# What you are asked to do
Identify the lines containing the word "with". Copy each one.

# Recorded data
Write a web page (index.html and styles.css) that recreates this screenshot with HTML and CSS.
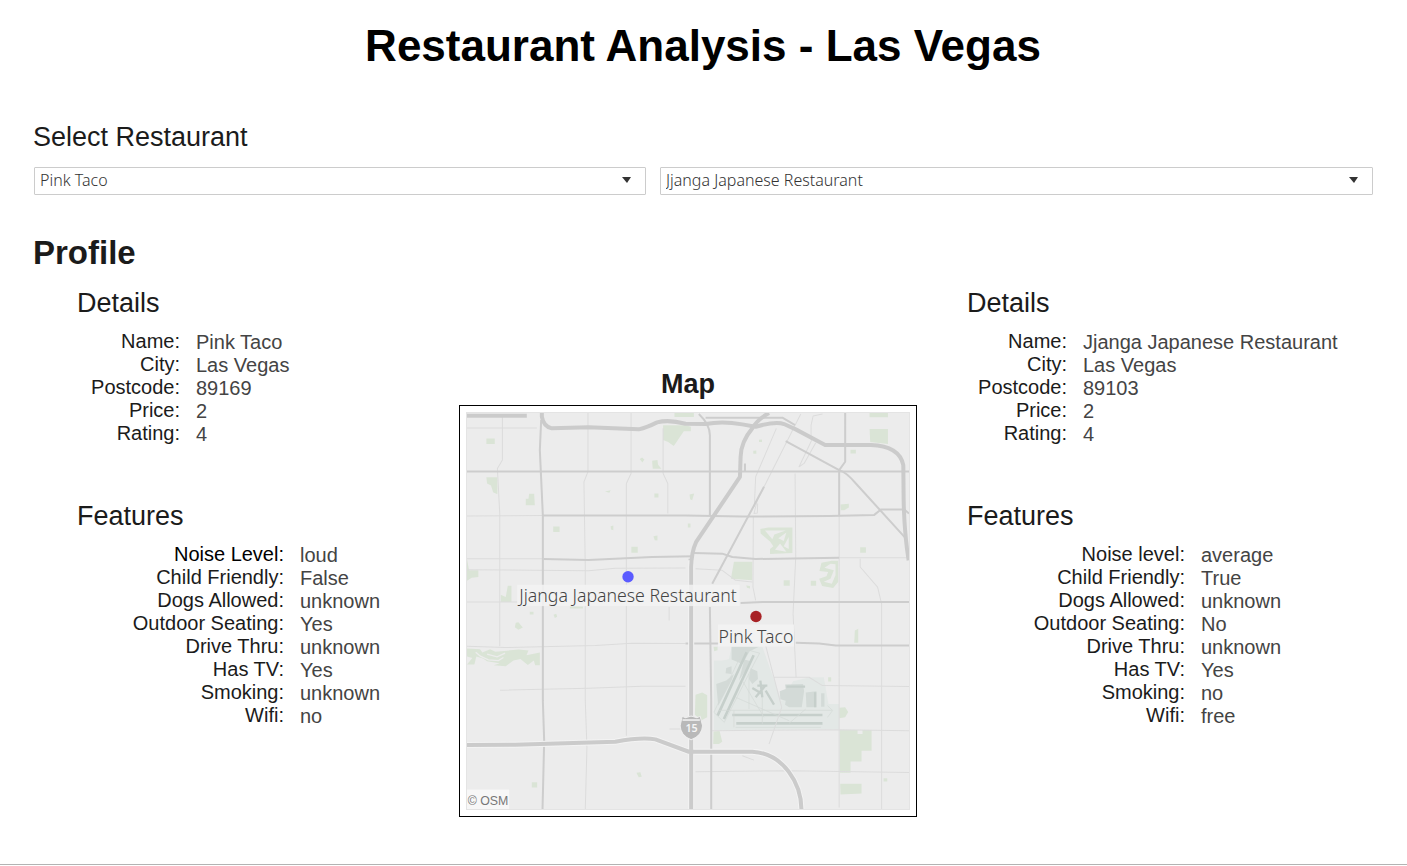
FILE: index.html
```html
<!DOCTYPE html>
<html lang="en">
<head>
<meta charset="utf-8">
<meta name="viewport" content="width=device-width, initial-scale=1">
<title>Restaurant Analysis - Las Vegas</title>
<link rel="stylesheet" href="styles.css">
</head>
<body>
<main class="dashboard">
  <h1 class="title">Restaurant Analysis - Las Vegas</h1>

  <section class="picker">
    <h2 class="heading" id="picker-label">Select Restaurant</h2>
    <div class="picker-row">
      <div class="dropdown">
        <select class="dropdown-select" aria-labelledby="picker-label">
          <option selected>Pink Taco</option>
          <option>Jjanga Japanese Restaurant</option>
        </select>
        <svg class="dropdown-arrow" viewBox="0 0 10 6" aria-hidden="true"><path d="M0 0H9L5 6Z"/></svg>
      </div>
      <div class="dropdown">
        <select class="dropdown-select" aria-labelledby="picker-label">
          <option>Pink Taco</option>
          <option selected>Jjanga Japanese Restaurant</option>
        </select>
        <svg class="dropdown-arrow" viewBox="0 0 10 6" aria-hidden="true"><path d="M0 0H9L5 6Z"/></svg>
      </div>
    </div>
  </section>

  <h2 class="profile-title">Profile</h2>

  <div class="profile">
    <div class="restaurant restaurant-first">
      <section class="details">
        <h3 class="heading">Details</h3>
        <dl class="facts">
          <dt>Name:</dt><dd>Pink Taco</dd>
          <dt>City:</dt><dd>Las Vegas</dd>
          <dt>Postcode:</dt><dd>89169</dd>
          <dt>Price:</dt><dd>2</dd>
          <dt>Rating:</dt><dd>4</dd>
        </dl>
      </section>
      <section class="features">
        <h3 class="heading">Features</h3>
        <dl class="facts">
          <dt class="strong-ink">Noise Level:</dt><dd>loud</dd>
          <dt>Child Friendly:</dt><dd>False</dd>
          <dt>Dogs Allowed:</dt><dd>unknown</dd>
          <dt>Outdoor Seating:</dt><dd>Yes</dd>
          <dt>Drive Thru:</dt><dd>unknown</dd>
          <dt>Has TV:</dt><dd>Yes</dd>
          <dt>Smoking:</dt><dd>unknown</dd>
          <dt>Wifi:</dt><dd>no</dd>
        </dl>
      </section>
    </div>

    <section class="map">
      <h3 class="map-title">Map</h3>
      <div class="map-frame">
        <svg class="map-canvas" viewBox="36 39 1323 1184" role="img" aria-label="Map of Las Vegas with both restaurants">
          <rect class="land" x="36" y="39" width="1323" height="1187"/>

          <g class="park">
            <path d="M94 115H119V132H94ZM657 39H715V51H657ZM623 76H690L706 80V94H685L655 138L638 126L623 120ZM590 182L606 180L608 194L618 206H592ZM553 177L560 172L567 178L561 187ZM94 231H127V282L114 276L108 256L96 250ZM222 281H237L239 315H212V296H220ZM449 274L466 270L462 278ZM597 280H609V292H597ZM294 379H313V395H294ZM466 378L474 376V390L467 388ZM594 408L606 406V421L598 420ZM528 439H547V457H528ZM36 476L42 510H70V530L50 532L36 541ZM158 556H169V605H137V583L152 590ZM344 618H383V624H344Z"/>
            <path d="M690 39H703V51H690ZM702 283L716 280L710 300L704 297ZM697 370H705V382H697ZM893 152L902 151V161H893ZM910 119L919 118V126H910ZM1184 149H1200V160H1184ZM1241 39H1296V52H1241ZM1241 87H1296V132L1243 126ZM1154 313L1179 311V322L1165 330H1155ZM1213 441H1230V457H1213ZM835 484H890V540L826 535ZM984 540H1002V556H984ZM1065 541H1081V556H1065ZM872 555L883 557V564L874 562Z"/>
            <path fill-rule="evenodd" d="M914 386L938 382H1010V458L943 461V446L953 438L943 424L915 400ZM928 391L950 417L956 403L990 391ZM992 397L968 414L984 422ZM999 410L984 438L999 446ZM973 430L958 448L992 454Z"/>
            <path fill-rule="evenodd" d="M1097 487L1128 481H1147V545L1132 563L1099 557L1090 535L1112 528L1117 515L1091 512ZM1124 490L1106 502L1134 510L1124 535L1104 544L1128 550L1139 525V492Z"/>
            <path d="M182 667L190 665L203 681L190 688L179 680ZM224 634H235V642H224ZM295 643L303 640L306 649L299 653ZM36 744L75 746L82 756L105 746L121 754L190 747L220 750L214 764L254 756V794H240L236 780L218 793L196 775L175 780L152 797L116 794L134 788L96 782L84 774L64 768L58 792H36L52 772L36 768Z"/>
            <path class="park-gap" d="M62 755L76 767L100 778L130 780L145 771M96 761L126 769L150 758"/>
            <path d="M230 1144H246V1160H230ZM543 1116L555 1114L559 1128L550 1129ZM720 882L740 876L755 884V950L738 959L718 942ZM774 992L792 991L800 1023L790 1030H773ZM774 739H786V749L776 752ZM1197 690L1207 685V727H1195ZM1117 830H1126V843H1117ZM1150 921L1168 920L1177 934L1168 950L1150 953ZM1152 988H1205V1000H1220V988H1247V1050H1217V1082H1184V1116H1152ZM1153 1149H1217V1178L1154 1181ZM1283 1132H1294V1142H1283Z"/>
          </g>

          <path class="airfield" d="M828 739H920L978 902L1012 842L1060 830H1104L1118 910H1150V985L775 988V780H800L820 776Z"/>
          <g class="terminal">
            <path d="M828 739H910L882 752L860 790L828 777ZM812 802L828 797V820L810 818ZM866 777L886 782L870 810L850 840ZM782 850L812 840L835 820L828 840L788 915ZM885 803L905 812L907 835L890 850L880 835ZM972 872L990 865L988 852L1042 850L1045 872L1038 920H1000L988 912L990 900L974 896ZM1050 876L1082 872V920H1052ZM1096 878H1106V918H1096Z"/>
          </g>
          <g class="runway">
            <path d="M873 755L786 945M894 764L805 955M830 943H1100M842 968H1100"/>
            <path class="runway-short" d="M992 858H1048M890 862L920 880M900 890L928 856M914 840L920 890M905 855H935M930 870L955 912M1078 875V920"/>
          </g>
          <path class="taxiway" d="M865 745L775 935L806 965L900 780L912 758L865 745M790 929H1130L1115 915M840 980H1095M840 890L1000 960M880 820V925M920 890V970M860 840L925 950M1050 925L1000 968M835 930V980M1130 930L1115 950"/>

          <g class="street">
            <path d="M142 50V180L127 205L134 340V737M398 39V215L386 245L390 500V900L395 1040L390 1226M527 39V220L513 250V1005M623 85V220L637 250V340M641 620V660"/>
            <path d="M36 84H245M36 347L263 346M36 475H263M36 508L400 511L480 504L690 503M36 605H190M36 737L150 741L420 735L530 728L690 729M135 869L400 863L560 857H690M642 985H680"/>
            <path d="M1035 42L905 300L895 340L905 338L906 310M962 85L900 230L896 320M1068 120L1030 200L1045 190L1080 128M1100 42L1072 48L1066 75V120M893 350L892 560L900 600M1018 220L1020 470L1012 640L1021 830M1150 345V1220M1277 610V1226M1213 475V500L1265 560L1277 610M1150 472H1359"/>
            <path d="M930 735L978 920L940 1030M955 830H1060L1100 855L1359 858M770 990L1150 987L1359 990M720 1113L1000 1110L1359 1115M720 505L800 510L840 540L890 545M860 1065L895 1078"/>
          </g>
          <g class="avenue">
            <path d="M36 214H1359M258 60L254 150L263 345V900L267 1020L262 1226M263 345L690 346L860 349L1120 347L1255 344L1275 328H1345L1359 340"/>
            <path d="M265 476L400 479L590 470L715 468M715 458L800 460L830 470L900 476L1150 472M730 42Q765 75 763 110V345M750 53H980L1018 75M1168 39V185L1150 210V345M868 190V215"/>
            <path d="M990 123L1150 210Q1170 215 1200 250L1350 415M925 260L770 550M855 608L920 605H1359M690 729H790M1020 727L1090 729L1140 735H1359M763 620L767 900V1226M702 475V560"/>
          </g>
          <g class="highway-edge">
            <path d="M707 480V1226M36 1033L180 1032L480 1023Q560 1008 600 1016L700 1053H890C985 1058 1037 1150 1037 1226"/>
          </g>
          <g class="highway">
            <path d="M36 47H215M260 39V50Q265 80 290 85L400 82L550 88Q575 82 605 67Q640 58 690 71L750 72Q800 62 860 73L900 80Q960 63 985 72L1020 88L1108 135H1245Q1330 138 1342 195L1343 300Q1345 400 1358 480"/>
            <path d="M940 39Q905 58 890 85Q856 125 855 170L853 230L722 425Q708 455 707 500V1226M36 1033L180 1032L480 1023Q560 1008 600 1016L700 1053H890C985 1058 1037 1150 1037 1226"/>
          </g>

          <path class="shield" d="M680 947L690 951L707 946L724 951L734 947L741 975Q740 1005 707 1017Q675 1005 674 975Z"/>
          <path class="shield-bar" d="M681 958H733"/>
          <text class="shield-text" x="708" y="995">15</text>

          <rect class="label-box" x="186" y="553" width="666" height="64"/>
          <rect class="label-box" x="787" y="672" width="228" height="66"/>
          <rect class="credit-box" x="36" y="1166" width="126" height="60"/>
          <circle class="pin-blue" cx="518" cy="529" r="17"/>
          <circle class="pin-red" cx="901" cy="648" r="17"/>
          <text class="label" x="518" y="606">Jjanga Japanese Restaurant</text>
          <text class="label" x="901" y="726">Pink Taco</text>
          <text class="credit" x="38" y="1212">© OSM</text>
        </svg>
      </div>
    </section>

    <div class="restaurant restaurant-second">
      <section class="details">
        <h3 class="heading">Details</h3>
        <dl class="facts">
          <dt>Name:</dt><dd>Jjanga Japanese Restaurant</dd>
          <dt>City:</dt><dd>Las Vegas</dd>
          <dt>Postcode:</dt><dd>89103</dd>
          <dt>Price:</dt><dd>2</dd>
          <dt>Rating:</dt><dd>4</dd>
        </dl>
      </section>
      <section class="features">
        <h3 class="heading">Features</h3>
        <dl class="facts">
          <dt>Noise level:</dt><dd>average</dd>
          <dt>Child Friendly:</dt><dd>True</dd>
          <dt>Dogs Allowed:</dt><dd>unknown</dd>
          <dt>Outdoor Seating:</dt><dd>No</dd>
          <dt>Drive Thru:</dt><dd>unknown</dd>
          <dt>Has TV:</dt><dd>Yes</dd>
          <dt>Smoking:</dt><dd>no</dd>
          <dt>Wifi:</dt><dd>free</dd>
        </dl>
      </section>
    </div>
  </div>
</main>
</body>
</html>
```

FILE: styles.css
```css
* {
  box-sizing: border-box;
}

body {
  margin: 0;
  background: #fff;
  color: #1b1b1b;
  font-family: "Liberation Sans", Arial, sans-serif;
}

h1, h2, h3, dl, dd {
  margin: 0;
}

.dashboard {
  padding: 20px 34px 47px 33px;
  border-bottom: 1px solid #b3b3b3;
}

.title {
  color: #000;
  font-size: 44px;
  line-height: 52px;
  text-align: center;
}

.picker {
  margin-top: 49px;
}

.heading {
  font-size: 27px;
  font-weight: 400;
  line-height: 32px;
}

.picker-row {
  display: grid;
  grid-template-columns: 612fr 713fr;
  gap: 14px;
  margin-top: 14px;
  padding-left: 1px;
}

.dropdown {
  position: relative;
}

.dropdown-select {
  display: block;
  width: 100%;
  height: 28px;
  padding: 0 28px 2px 5px;
  appearance: none;
  border: 1px solid #ccc;
  border-radius: 1px;
  background: #fff;
  color: #333;
  font-family: "Noto Sans", "Open Sans", sans-serif;
  font-size: 16px;
  font-weight: 300;
}

.dropdown-arrow {
  position: absolute;
  top: 10px;
  right: 14px;
  width: 10px;
  height: 6px;
  fill: #333;
  pointer-events: none;
}

.profile-title {
  margin-top: 39px;
  font-size: 33px;
  line-height: 38px;
}

.profile {
  display: grid;
  grid-template-columns: 426fr 458fr 456fr;
  margin-top: 15px;
}

.restaurant-first {
  padding-left: 44px;
}

.restaurant-second {
  padding-left: 50px;
}

.features {
  margin-top: 55px;
}

.facts {
  display: grid;
  grid-auto-rows: 23px;
  column-gap: 16px;
  margin-top: 11px;
  font-size: 20px;
  line-height: 23px;
}

.facts dt {
  text-align: right;
  white-space: nowrap;
}

.facts dd {
  color: #444;
  line-height: 25px;
  white-space: nowrap;
}

.strong-ink {
  color: #000;
}

.restaurant-first .details .facts {
  grid-template-columns: 103px 1fr;
}

.restaurant-first .features .facts {
  grid-template-columns: 207px 1fr;
}

.restaurant-second .details .facts {
  grid-template-columns: 100px 1fr;
}

.restaurant-second .features .facts {
  grid-template-columns: 218px 1fr;
}

.map {
  padding-top: 81px;
}

.map-title {
  font-size: 27px;
  line-height: 32px;
  text-align: center;
}

.map-frame {
  margin-top: 5px;
  padding: 6px;
  border: 1px solid #000;
}

.map-canvas {
  display: block;
  width: 100%;
  border: 1px solid #e4e4e4;
  font-family: "Noto Sans", "Open Sans", sans-serif;
}

.land {
  fill: #ececec;
}

.park {
  fill: #dae4d6;
}

.park-gap {
  fill: none;
  stroke: #ececec;
  stroke-width: 4;
}

.airfield {
  fill: #e3e8e6;
}

.terminal {
  fill: #d3dad7;
}

.runway,
.taxiway,
.street,
.avenue,
.highway,
.highway-edge {
  fill: none;
  stroke-linejoin: round;
}

.runway {
  stroke: #c6cfcb;
  stroke-width: 8;
}

.runway-short {
  stroke-width: 7;
}

.taxiway {
  stroke: #d3dad7;
  stroke-width: 2;
}

.street {
  stroke: #dcdcdc;
  stroke-width: 3;
}

.avenue {
  stroke: #cdcdcd;
  stroke-width: 6;
}

.highway-edge {
  stroke: #f3f3f3;
  stroke-width: 18;
}

.highway {
  stroke: #cbcbcb;
  stroke-width: 12;
}

.shield {
  fill: #b9b9b9;
  stroke: #eee;
  stroke-width: 3;
}

.shield-bar {
  stroke: #eee;
  stroke-width: 5;
}

.shield-text {
  fill: #f5f5f5;
  font-size: 32px;
  font-weight: 600;
  text-anchor: middle;
}

.label-box {
  fill: #f3f3f3;
  fill-opacity: 0.85;
}

.credit-box {
  fill: #f7f7f7;
}

.label {
  fill: #444;
  font-size: 53px;
  font-weight: 300;
  text-anchor: middle;
}

.credit {
  fill: #777;
  font-family: "Liberation Sans", Arial, sans-serif;
  font-size: 37px;
}

.pin-blue {
  fill: #5b5bff;
}

.pin-red {
  fill: #a82226;
}
```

# Expected answer
Write a web page (index.html and styles.css) that recreates this screenshot with HTML and CSS.
        <svg class="map-canvas" viewBox="36 39 1323 1184" role="img" aria-label="Map of Las Vegas with both restaurants">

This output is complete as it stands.